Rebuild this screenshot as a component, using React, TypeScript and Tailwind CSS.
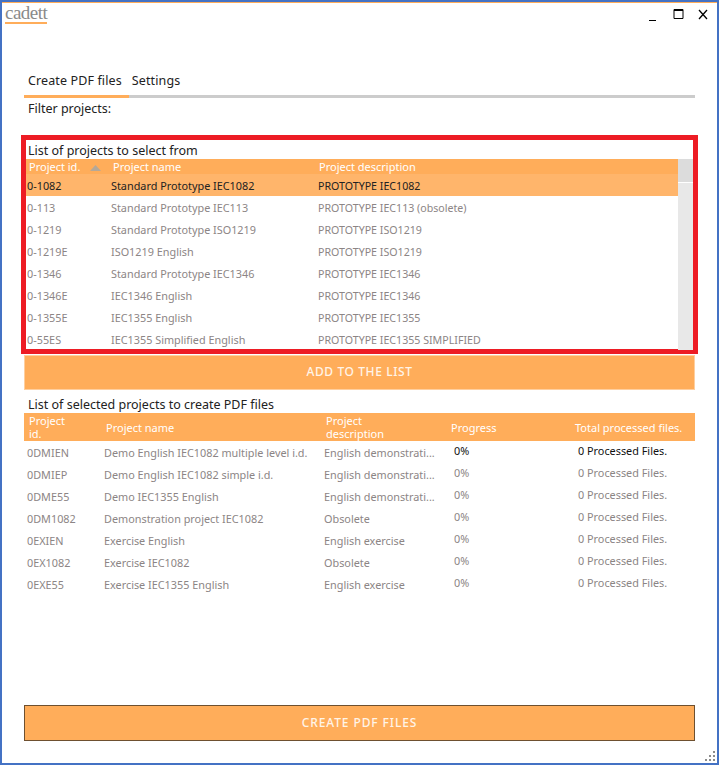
const font = { fontFamily: '"Noto Sans", "Open Sans", sans-serif' };

const sourceRows = [
  ['0-1082', 'Standard Prototype IEC1082', 'PROTOTYPE IEC1082'],
  ['0-113', 'Standard Prototype IEC113', 'PROTOTYPE IEC113 (obsolete)'],
  ['0-1219', 'Standard Prototype ISO1219', 'PROTOTYPE ISO1219'],
  ['0-1219E', 'ISO1219 English', 'PROTOTYPE ISO1219'],
  ['0-1346', 'Standard Prototype IEC1346', 'PROTOTYPE IEC1346'],
  ['0-1346E', 'IEC1346 English', 'PROTOTYPE IEC1346'],
  ['0-1355E', 'IEC1355 English', 'PROTOTYPE IEC1355'],
  ['0-55ES', 'IEC1355 Simplified English', 'PROTOTYPE IEC1355 SIMPLIFIED'],
];

const selectedRows = [
  ['0DMIEN', 'Demo English IEC1082 multiple level i.d.', 'English demonstrati...'],
  ['0DMIEP', 'Demo English IEC1082 simple i.d.', 'English demonstrati...'],
  ['0DME55', 'Demo IEC1355 English', 'English demonstrati...'],
  ['0DM1082', 'Demonstration project IEC1082', 'Obsolete'],
  ['0EXIEN', 'Exercise English', 'English exercise'],
  ['0EX1082', 'Exercise IEC1082', 'Obsolete'],
  ['0EXE55', 'Exercise IEC1355 English', 'English exercise'],
];

const App = () => {
  return (
    <div style={font} className="relative flex h-[765px] w-[719px] flex-col overflow-hidden border-2 border-[#4472c4] bg-white text-[10.85px] text-[#8c8585]">
      <div className="h-px w-full bg-[#ffad5a]" />
      <div className="flex h-[25px] items-start justify-between pl-[3px] pr-[9px]">
        <div className="mt-[1px] border-b-2 border-[#ffad5a] text-[19px] leading-[18px] tracking-[-0.5px] text-[#8a8a8a]" style={{ fontFamily: '"Liberation Serif", serif' }}>
          cadett
        </div>
        <div className="flex items-start">
          <svg width="9" height="12" viewBox="0 0 9 12" className="mt-[6px]"><path d="M1 12h7" stroke="#000" strokeWidth="2" /></svg>
          <svg width="11" height="11" viewBox="0 0 11 11" className="ml-[16px] mt-[6px]" fill="none"><path d="M1 .5h9v9H1z" stroke="#000" /><path d="M1 1.5h9" stroke="#000" /></svg>
          <svg width="10" height="11" viewBox="0 0 10 11" className="ml-[14px] mt-[6px]" fill="none"><path d="M1 1l8 9M9 1l-8 9" stroke="#000" strokeWidth="1.3" /></svg>
        </div>
      </div>

      <div className="flex flex-1 flex-col pl-[22px] pr-[22px] pb-[22px]">
        <div className="mt-[43px] flex h-[24px] items-start gap-[10px] pl-[4px] text-[12.5px] leading-[20px] tracking-[0.12px] text-[#222]">
          <span>Create PDF files</span>
          <span>Settings</span>
        </div>
        <div className="flex h-[3px] bg-[#cccccc]">
          <div className="w-[105px] bg-[#ffad5a]" />
        </div>
        <div className="h-[20px] pl-[4px] text-[12.5px] leading-[21px] text-[#222]">Filter projects:</div>

        <div className="-mx-[3px] mt-[17px] h-[219px] border-[5px] border-[#ed1c24]">
          <div className="h-[19px] pl-[2px] text-[12.5px] leading-[22px] text-[#222]">List of projects to select from</div>
          <div className="flex">
            <div className="flex-1">
              <div className="flex h-[15px] items-center bg-[#ffad5a] pt-[2px] text-[11px] text-white">
                <div className="flex w-[81px] items-center justify-between pl-[3px] pr-[6px]">
                  <span>Project id.</span>
                  <svg width="11" height="6" viewBox="0 0 11 6"><path d="M5.5 0L11 6H0z" fill="#b5a898" /></svg>
                </div>
                <div className="w-[206px] pl-[6px]">Project name</div>
                <div className="pl-[6px]">Project description</div>
              </div>
              {sourceRows.map((row, i) => (
                <div key={row[0]} className={`flex h-[22px] items-center pt-[2px] ${i === 0 ? 'bg-[#ffb56b] text-[#222]' : ''}`}>
                  <div className="w-[85px] pl-[1px]">{row[0]}</div>
                  <div className="w-[207px]">{row[1]}</div>
                  <div className="pt-px text-[10.65px]">{row[2]}</div>
                </div>
              ))}
            </div>
            <div className="w-[15px]">
              <div className="h-[24px] border-b border-white bg-[#dcdcdc]" />
              <div className="h-[167px] bg-[#e8e8e8]" />
            </div>
          </div>
        </div>

        <div className="mt-px flex h-[35px] items-center justify-center border border-[#ffcf9f] bg-[#ffad5a] pb-[2px] text-[12px] font-medium tracking-[0.6px] text-[#fff4e8]">
          ADD TO THE LIST
        </div>

        <div className="mt-[5px] h-[18px] pl-[4px] text-[12.5px] leading-[20px] text-[#222]">List of selected projects to create PDF files</div>
        <div className="flex h-[28px] items-center bg-[#ffad5a] text-[11px] leading-[13px] text-white">
          <div className="w-[82px] pl-[5px]"><div className="w-[50px]">Project id.</div></div>
          <div className="w-[220px]">Project name</div>
          <div className="w-[125px]"><div className="w-[80px]">Project description</div></div>
          <div className="w-[124px]">Progress</div>
          <div>Total processed files.</div>
        </div>
        <div className="pt-px">
          {selectedRows.map((row, i) => (
            <div key={row[0]} className="flex h-[22px] items-center">
              <div className="w-[80px] pl-[3px]">{row[0]}</div>
              <div className="w-[220px]">{row[1]}</div>
              <div className="w-[130px]">{row[2]}</div>
              <div className={`-mt-[4px] w-[124px] ${i === 0 ? 'text-[#111]' : ''}`}>0%</div>
              <div className={`-mt-[4px] ${i === 0 ? 'text-[#111]' : ''}`}>0 Processed Files.</div>
            </div>
          ))}
        </div>

        <div className="mt-auto flex h-[36px] items-center justify-center border border-[#6e5030] bg-[#ffad5a] text-[12px] font-medium tracking-[0.9px] text-[#fff4e8]">
          CREATE PDF FILES
        </div>
      </div>

      <svg width="11" height="11" viewBox="0 0 11 11" className="absolute bottom-[1px] right-[1px]" fill="#8c8c8c">
        <rect x="8" y="0" width="2" height="2" />
        <rect x="4" y="4" width="2" height="2" />
        <rect x="8" y="4" width="2" height="2" />
        <rect x="0" y="8" width="2" height="2" />
        <rect x="4" y="8" width="2" height="2" />
        <rect x="8" y="8" width="2" height="2" />
      </svg>
    </div>
  );
};

export default App;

++++++++++++++++++++

* [Given problem] Retype the whole listing exactly and leave the pictures out.

* [Task result]
Rebuild this screenshot as a component, using React, TypeScript and Tailwind CSS.
const font = { fontFamily: '"Noto Sans", "Open Sans", sans-serif' };

const sourceRows = [
  ['0-1082', 'Standard Prototype IEC1082', 'PROTOTYPE IEC1082'],
  ['0-113', 'Standard Prototype IEC113', 'PROTOTYPE IEC113 (obsolete)'],
  ['0-1219', 'Standard Prototype ISO1219', 'PROTOTYPE ISO1219'],
  ['0-1219E', 'ISO1219 English', 'PROTOTYPE ISO1219'],
  ['0-1346', 'Standard Prototype IEC1346', 'PROTOTYPE IEC1346'],
  ['0-1346E', 'IEC1346 English', 'PROTOTYPE IEC1346'],
  ['0-1355E', 'IEC1355 English', 'PROTOTYPE IEC1355'],
  ['0-55ES', 'IEC1355 Simplified English', 'PROTOTYPE IEC1355 SIMPLIFIED'],
];

const selectedRows = [
  ['0DMIEN', 'Demo English IEC1082 multiple level i.d.', 'English demonstrati...'],
  ['0DMIEP', 'Demo English IEC1082 simple i.d.', 'English demonstrati...'],
  ['0DME55', 'Demo IEC1355 English', 'English demonstrati...'],
  ['0DM1082', 'Demonstration project IEC1082', 'Obsolete'],
  ['0EXIEN', 'Exercise English', 'English exercise'],
  ['0EX1082', 'Exercise IEC1082', 'Obsolete'],
  ['0EXE55', 'Exercise IEC1355 English', 'English exercise'],
];

const App = () => {
  return (
    <div style={font} className="relative flex h-[765px] w-[719px] flex-col overflow-hidden border-2 border-[#4472c4] bg-white text-[10.85px] text-[#8c8585]">
      <div className="h-px w-full bg-[#ffad5a]" />
      <div className="flex h-[25px] items-start justify-between pl-[3px] pr-[9px]">
        <div className="mt-[1px] border-b-2 border-[#ffad5a] text-[19px] leading-[18px] tracking-[-0.5px] text-[#8a8a8a]" style={{ fontFamily: '"Liberation Serif", serif' }}>
          cadett
        </div>
        <div className="flex items-start">
          <svg width="9" height="12" viewBox="0 0 9 12" className="mt-[6px]"><path d="M1 12h7" stroke="#000" strokeWidth="2" /></svg>
          <svg width="11" height="11" viewBox="0 0 11 11" className="ml-[16px] mt-[6px]" fill="none"><path d="M1 .5h9v9H1z" stroke="#000" /><path d="M1 1.5h9" stroke="#000" /></svg>
          <svg width="10" height="11" viewBox="0 0 10 11" className="ml-[14px] mt-[6px]" fill="none"><path d="M1 1l8 9M9 1l-8 9" stroke="#000" strokeWidth="1.3" /></svg>
        </div>
      </div>

      <div className="flex flex-1 flex-col pl-[22px] pr-[22px] pb-[22px]">
        <div className="mt-[43px] flex h-[24px] items-start gap-[10px] pl-[4px] text-[12.5px] leading-[20px] tracking-[0.12px] text-[#222]">
          <span>Create PDF files</span>
          <span>Settings</span>
        </div>
        <div className="flex h-[3px] bg-[#cccccc]">
          <div className="w-[105px] bg-[#ffad5a]" />
        </div>
        <div className="h-[20px] pl-[4px] text-[12.5px] leading-[21px] text-[#222]">Filter projects:</div>

        <div className="-mx-[3px] mt-[17px] h-[219px] border-[5px] border-[#ed1c24]">
          <div className="h-[19px] pl-[2px] text-[12.5px] leading-[22px] text-[#222]">List of projects to select from</div>
          <div className="flex">
            <div className="flex-1">
              <div className="flex h-[15px] items-center bg-[#ffad5a] pt-[2px] text-[11px] text-white">
                <div className="flex w-[81px] items-center justify-between pl-[3px] pr-[6px]">
                  <span>Project id.</span>
                  <svg width="11" height="6" viewBox="0 0 11 6"><path d="M5.5 0L11 6H0z" fill="#b5a898" /></svg>
                </div>
                <div className="w-[206px] pl-[6px]">Project name</div>
                <div className="pl-[6px]">Project description</div>
              </div>
              {sourceRows.map((row, i) => (
                <div key={row[0]} className={`flex h-[22px] items-center pt-[2px] ${i === 0 ? 'bg-[#ffb56b] text-[#222]' : ''}`}>
                  <div className="w-[85px] pl-[1px]">{row[0]}</div>
                  <div className="w-[207px]">{row[1]}</div>
                  <div className="pt-px text-[10.65px]">{row[2]}</div>
                </div>
              ))}
            </div>
            <div className="w-[15px]">
              <div className="h-[24px] border-b border-white bg-[#dcdcdc]" />
              <div className="h-[167px] bg-[#e8e8e8]" />
            </div>
          </div>
        </div>

        <div className="mt-px flex h-[35px] items-center justify-center border border-[#ffcf9f] bg-[#ffad5a] pb-[2px] text-[12px] font-medium tracking-[0.6px] text-[#fff4e8]">
          ADD TO THE LIST
        </div>

        <div className="mt-[5px] h-[18px] pl-[4px] text-[12.5px] leading-[20px] text-[#222]">List of selected projects to create PDF files</div>
        <div className="flex h-[28px] items-center bg-[#ffad5a] text-[11px] leading-[13px] text-white">
          <div className="w-[82px] pl-[5px]"><div className="w-[50px]">Project id.</div></div>
          <div className="w-[220px]">Project name</div>
          <div className="w-[125px]"><div className="w-[80px]">Project description</div></div>
          <div className="w-[124px]">Progress</div>
          <div>Total processed files.</div>
        </div>
        <div className="pt-px">
          {selectedRows.map((row, i) => (
            <div key={row[0]} className="flex h-[22px] items-center">
              <div className="w-[80px] pl-[3px]">{row[0]}</div>
              <div className="w-[220px]">{row[1]}</div>
              <div className="w-[130px]">{row[2]}</div>
              <div className={`-mt-[4px] w-[124px] ${i === 0 ? 'text-[#111]' : ''}`}>0%</div>
              <div className={`-mt-[4px] ${i === 0 ? 'text-[#111]' : ''}`}>0 Processed Files.</div>
            </div>
          ))}
        </div>

        <div className="mt-auto flex h-[36px] items-center justify-center border border-[#6e5030] bg-[#ffad5a] text-[12px] font-medium tracking-[0.9px] text-[#fff4e8]">
          CREATE PDF FILES
        </div>
      </div>

      <svg width="11" height="11" viewBox="0 0 11 11" className="absolute bottom-[1px] right-[1px]" fill="#8c8c8c">
        <rect x="8" y="0" width="2" height="2" />
        <rect x="4" y="4" width="2" height="2" />
        <rect x="8" y="4" width="2" height="2" />
        <rect x="0" y="8" width="2" height="2" />
        <rect x="4" y="8" width="2" height="2" />
        <rect x="8" y="8" width="2" height="2" />
      </svg>
    </div>
  );
};

export default App;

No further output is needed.